Etalase hidup proses pengelolaan sampah
Dari Bukit Ambekan hingga landfill A, B, G dan fasilitas lain di TPA Rawa Kucing menggambarkan proses panjang pengolahan sampah di Kota Tangerang. Dari sekedar menumpuk tanpa proses apa pun hingga menjadi Bukit Ambekan. Lalu, mulai ada sentuhan strategi yang lebih ramah lingkungan yaitu dengan sanitary landfill. Selanjutnya, babak baru pengolahan sampah, yaitu pengolahan gas metan, penataan TPA menjadi taman publik sekaligus wisata edukasi.
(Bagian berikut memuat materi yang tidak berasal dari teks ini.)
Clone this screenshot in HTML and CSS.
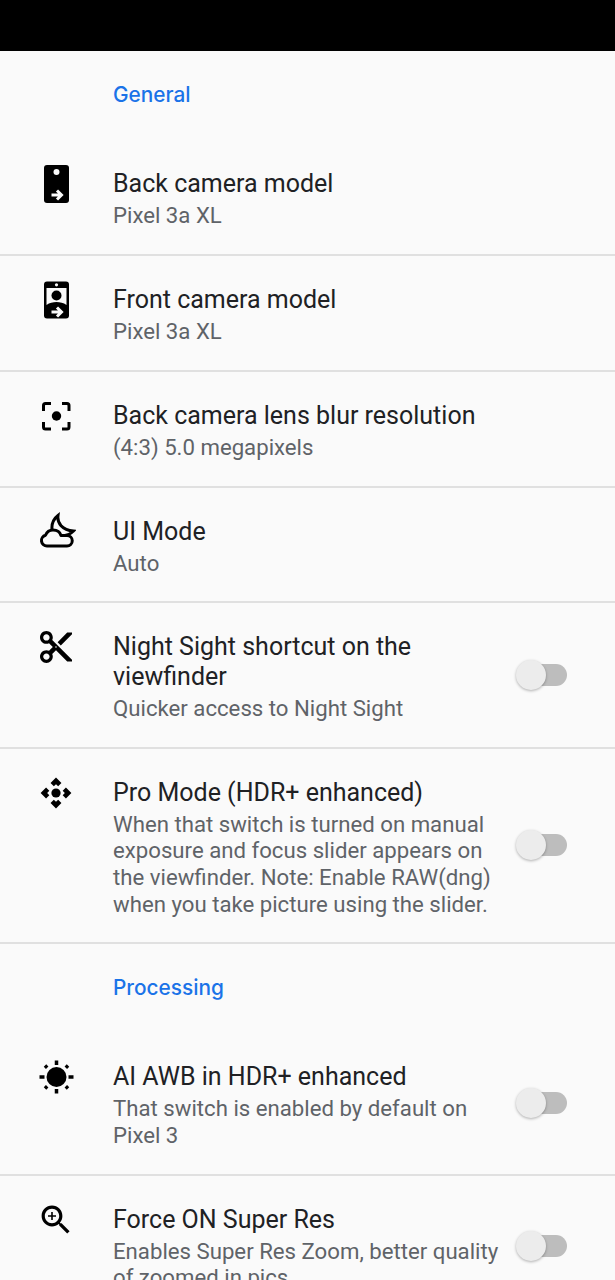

Dalam kawasan ini terdapat lokasi pembuatan kompos dari sampah yang berasal dari pasar. Selain itu, ada kolam yang didalamnya hidup ikan lele dan nila. Kolam ini bagian dari proses resapan air, termasuk air lindi dari tumpukan sampah di TPA. Air hasil dari sampah sudah diolah di Instalasi Pengolahan Air Limbah (IPAL).
Sebuah tempat peristirahatan di TPA ini dilengkapi kompor gas metan yang dihasilkan dari pengolahan sampah di sana. Gas tersebut tidak pernah habis dan berhenti. Sebelumnya, kata Diding, gas tersebut sempat dialiri ke masyarakat sekitar TPA. Sayangnya, belakangan ini gas tersebut tidak dialirkan ke masyarakat karena banyak pipa yang bocor.
Perkembangan pesat fasilitas di Rawa Kucing tidak terlepas dari perluasan lahan dari awalnya 20 hektar menjadi 32 hektar. Sejak tahun 2015, kawasan ini sekaligus menjadi tempat wisata edukasi dan rekreasi.
“Tahun lalu, 2018, sampai 4.000 pengunjung per minggu. Yang akan berkunjung harus secara berkelompok dan mendaftar terlebih dulu,” kata Marsan.
Sampah yang kotor itu memang menjadi amat berharga asalkan dikelola dengan baik, sepenuh hati.